When they arrived at the entrance to the common room Professor Snape stopped them.
"Thirty points to Slytherin for rescuing a damsel in distress," he smirked.
Harry grinned at him, pleased he'd recognized the injustice of McGonagall taking so many points when they'd risked their lives to save Hermione.
As they were climbing in the loud room Snape had one more thing to say to Harry, "keep that knife on you but only for emergencies."
Harry nodded at him, he had no plans on putting it away ever again anyway.
The common room fell silent as the boys entered it. Harry wasn't sure why until Ron cleared his throat and sent a pointed look at his robes.
Oh, right. The blood.
"Thank Merlin!" Draco said, breaking through the gawkers to approach them with Blaise by his side. "I thought you guys got killed by the troll!"
Harry had him pinned to the door by his robes with one hand and his knife under his chin with the other before the blonde could even process what was happening.
"This is your fault," he hissed, his eyes flashing furiously. "Why'd ya have to say that to Mione, huh?" He shook the frozen boy once, "called her dirty blooded, didn't ya?"
He shoved the tip of his knife into Dracos chin, just enough to knick the skin and ooze out a droplet of blood.
"Looks like you got the same blood she does, doesn't it? D'ya wanna see more to prove it?"
"Harry, I'm s-sorry," Draco gasped. "P-please, I d-didnt mean it."
"Yeah?" Harry asked, smiling his worst smile. "Good, then tomorrow you can tell her that, in front of the whole hall, can't ya?"
Draco nodded frantically and Harry threw him away from him.
"Final warning, Draco, then you're out," he said cruelly to him as he scooted away on the floor. "And ya won't like that much, will ya?"
Draco shook his head and sputtered out more frantic apologies.
Harry ignored him and turned to Blaise, who was reluctantly handing two silver coins to Nott.
"There anything to eat?

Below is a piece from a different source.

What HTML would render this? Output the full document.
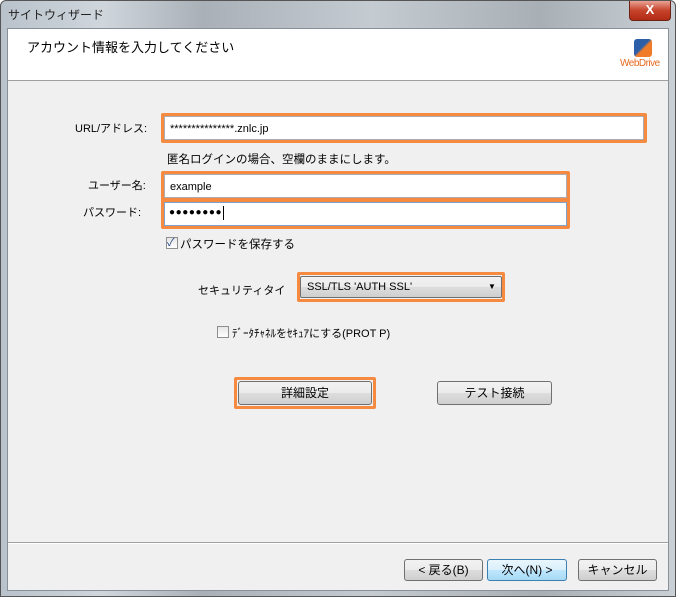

I'm bloody starving."
Ron laughed a hysterical laugh, bent over clutching his stomach.
"Go shower Harry, you stink," Blaise plugged his nose dramatically. "Then you can come back and eat and explain to us all why you're covered in blood."
Harry smirked as he headed to the bathroom, Blaise was clearly another good asset to have in their gang.
"'Kay," he called back over his shoulder, "see if ya can find some of that treacle tart, it's brill."